The reality is that caregivers experience a wide range of emotions, from ambivalence and resentment to anxiety, grief, loneliness, fear and even joy—often within the same day. We are conditioned to believe, as one family caregiver so eloquently stated, that we “must always smile and never complain…It feels that if [we] complain, [we]’re inadequate or [want] to give up, which is never the case at all” (Cori Carl, What do you wish other people understood about caregiving? The Caregiver Space, 10/8/2017). And yet these emotions are normal, they are healthy, and we need to find ways to name them, to feel them and to express them.
Let’s start with ambivalence. Sometimes caregiving feels like a blessing. We are honored to share this intimate experience with a loved one and cherish the added time we have together. At other times, though, caregiving may feel like a never-ending ordeal. These ambivalent feelings are actually a sign that we recognize the reality of our situation and our mind’s way of acknowledging all of the conflicting emotions we are trying to process.
Many caregivers may also struggle with anger. Let’s think for a moment about why we are so afraid of anger. For one, anger feels shameful: we should have better self-control. Secondly, anger feels selfish: we should be focused on our loved one’s needs rather than our own. And lastly, anger feels dangerous: we should always avoid conflict. The challenge is that the shoulds get in our way and prevent us from dealing with the frustration, resentment, sadness and worry that are common responses to caregiving. As the philosopher David Whyte once wrote, “We’re angry because we love, because we’ve lost something precious…and we are left to pick up the pieces and rebuild.”
And then there is guilt. Guilt comes from the jury in our head that convinces us that, no matter what we are doing, we are never doing enough and accuses us of imagined or wholly unavoidable faults. As caregivers, we assume the expectations of our family, our culture, and our faith – and then serve as our own worst critic. The reality is that we are often forced to make difficult decisions, decisions which, by their very nature, leave room for doubt, internal conflict and regret.
4. Grief and Loss
Lastly, let’s touch on grief and loss. Often, we associate grief with the loss of someone – and then wonder how we can mourn a person who is still alive. But if we take a step back, we can see signs of other things that a loved one’s chronic illness has taken from us.
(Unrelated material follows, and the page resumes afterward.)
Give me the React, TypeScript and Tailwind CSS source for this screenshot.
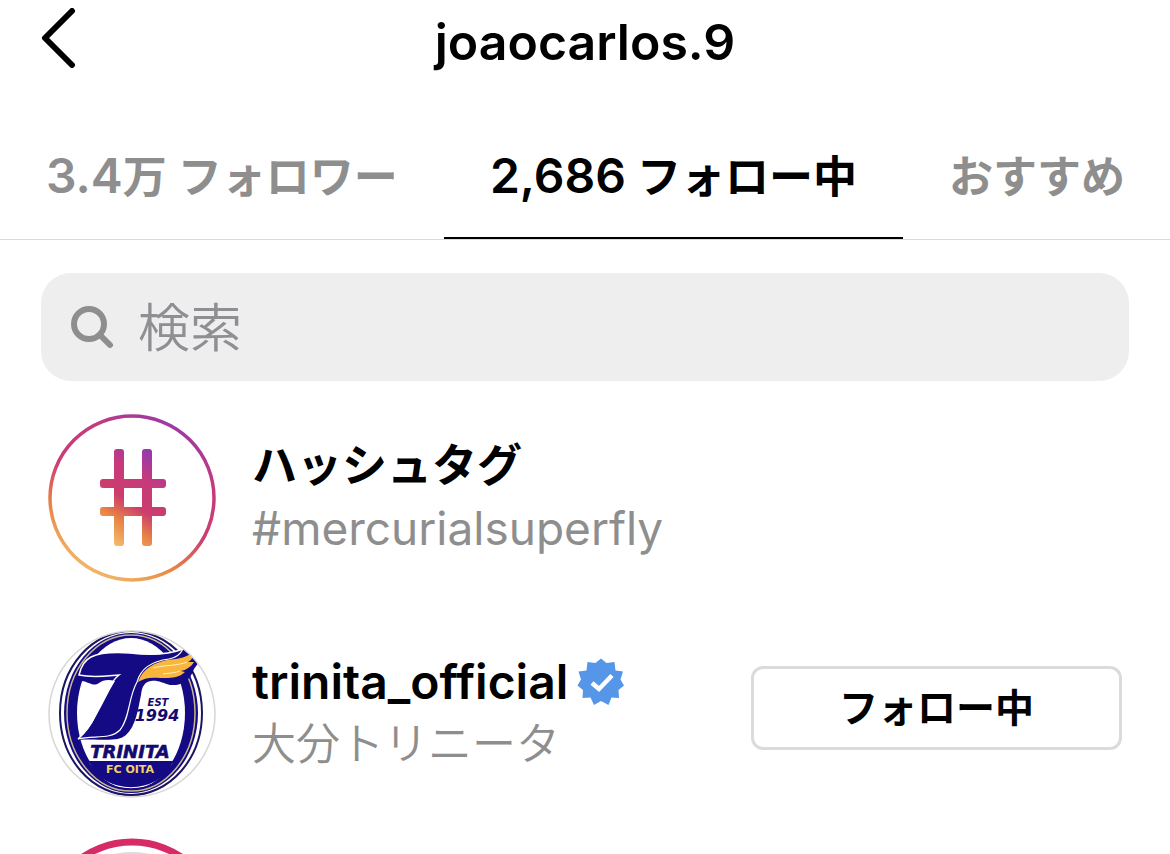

Maybe it is the loss of control over our own life. Maybe is it the loss of our partner or parent as we knew them. Maybe we have lost our independence, or maybe we grieve the loss of our plans for the future. It looks and feels different than other grief because we have not experienced the physical loss of a loved one – but the sense of loss is real. Others may not recognize our mourning, leaving us all the more alone with our pain. This isolation then breeds anger, which leads to guilt, and the negative cycle continues to spin on itself.
We can, however, channel these emotions for good:
- We can learn to gauge our feelings and use them as a guide to establish personal boundaries. Perhaps they can even motivate us to say “No” when we are so conditioned to saying “Yes.”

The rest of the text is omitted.